7. Bloom Filter Pre-Check for Rare Values¶

Naive¶

def search(arr, target):
    for i, v in enumerate(arr):
        if v == target:
            return i
    return -1

If target is rarely present (say, 1% of queries find a match), 99% of queries scan the whole array fruitlessly.

Optimized¶

class BloomFilteredArray:
    def __init__(self, arr, m_bits=10000, k_hashes=7):
        self.arr = arr
        self.bits = bytearray(m_bits // 8)
        self.k = k_hashes
        for v in arr:
            for h in self._hashes(v):
                self.bits[h // 8] |= (1 << (h % 8))

    def _hashes(self, v):
        # In real code, use mmh3 or xxhash with k different seeds.
        import hashlib
        for i in range(self.k):
            h = int(hashlib.md5(f"{i}-{v}".encode()).hexdigest(), 16)
            yield h % (len(self.bits) * 8)

    def search(self, target):
        for h in self._hashes(target):
            if not (self.bits[h // 8] & (1 << (h % 8))):
                return -1   # definitely absent
        # Possibly present — fall back to linear scan
        for i, v in enumerate(self.arr):
            if v == target:
                return i
        return -1   # false positive from Bloom

Speedup Target¶

~10-100× when miss rate is high (most queries return -1 in O(k) instead of O(n)).

Caveat¶

One-time O(n) build cost.
Extra O(m) memory.
Not worth it if hits are common (you'd scan anyway).
Bloom filter requires updating when array changes.

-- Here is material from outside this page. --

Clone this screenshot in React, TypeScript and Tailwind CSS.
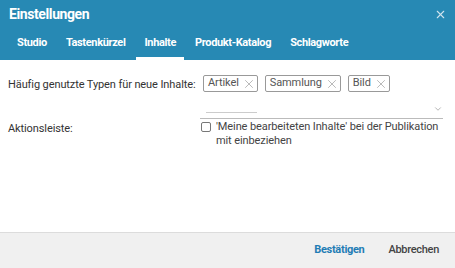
import { X, ChevronDown } from "lucide-react";

const tabs = ["Studio", "Tastenkürzel", "Inhalte", "Produkt-Katalog", "Schlagworte"];
const chips = ["Artikel", "Sammlung", "Bild"];

export default function App() {
  return (
    <div
      className="w-[455px] h-[268px] bg-white flex flex-col overflow-hidden"
      style={{ fontFamily: "Roboto, 'Liberation Sans', sans-serif" }}
    >
      {/* Header */}
      <div className="bg-[#2789b4] h-[60px] flex flex-col shrink-0">
        <div className="flex items-center justify-between h-[29px] pl-[9px] pr-[8px]">
          <h1 className="text-[14px] font-bold text-white tracking-[-0.4px]">Einstellungen</h1>
          <X size={13} strokeWidth={2} className="text-[#cfe3ee]" />
        </div>
        <div className="flex items-stretch gap-[3px] pl-[9px] mt-auto h-[31px]">
          {tabs.map((t) => (
            <div
              key={t}
              className={`px-2 flex items-center text-[11px] font-bold text-white tracking-[-0.35px] border-b-[3px] pt-[1px] ${
                t === "Inhalte" ? "border-white" : "border-transparent"
              }`}
            >
              {t}
            </div>
          ))}
        </div>
      </div>

      {/* Body */}
      <div className="flex-1 pt-[15px] text-[11px] text-[#333] tracking-[-0.1px]">
        <div className="flex">
          <div className="w-[200px] pl-2 pt-[3px] leading-[13px]">Häufig genutzte Typen für neue Inhalte:</div>
          <div className="flex-1 pr-[12px]">
            <div className="flex gap-[7px] pl-[3px]">
              {chips.map((c) => (
                <div
                  key={c}
                  className="h-[17px] flex items-center gap-[3px] border border-[#999] rounded-[2px] pl-[4px] pr-[1px] text-[#555]"
                >
                  {c}
                  <X size={14} strokeWidth={1} className="text-[#888]" />
                </div>
              ))}
            </div>
            <div className="relative h-[27px] border-b border-[#bbb]">
              <div className="absolute left-[6px] w-[51px] bottom-[5px] border-b border-[#ccc]" />
              <ChevronDown size={10} strokeWidth={1.5} className="absolute right-0 top-[12px] text-[#888]" />
            </div>
          </div>
        </div>
        <div className="flex mt-[1px]">
          <div className="w-[200px] pl-2 pt-[1px]">Aktionsleiste:</div>
          <div className="flex-1 flex items-start gap-[5px] pl-[1px]">
            <div className="w-[10px] h-[10px] border border-[#777] rounded-[2px] mt-[2px] shrink-0" />
            <div className="leading-[14px] text-[#444]">
              'Meine bearbeiteten Inhalte' bei der Publikation
              <br />
              mit einbeziehen
            </div>
          </div>
        </div>
      </div>

      {/* Footer */}
      <div className="h-[36px] bg-[#f0f0f0] border-t border-[#dcdcdc] flex items-center justify-end gap-[24px] pr-[16px] shrink-0 text-[11px]">
        <button className="text-[#1f7db5] font-bold tracking-[-0.3px]">Bestätigen</button>
        <button className="text-[#444] font-medium tracking-[-0.3px]">Abbrechen</button>
      </div>
    </div>
  );
}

8. Use the Language Built-In¶

Naive¶

def my_search(arr, target):
    for i, v in enumerate(arr):
        if v == target:
            return i
    return -1

Optimized¶

try:
    idx = arr.index(target)   # implemented in C
except ValueError:
    idx = -1

import "slices"
idx := slices.Index(arr, target)   // SIMD-tuned for many types

int idx = list.indexOf(target);

Speedup Target¶

~50× in Python (avoids the interpreter loop), ~2-8× in Go/Java (uses SIMD for byte arrays).

Caveat¶

You lose flexibility: built-ins use == / equals. For custom predicates, you still hand-roll.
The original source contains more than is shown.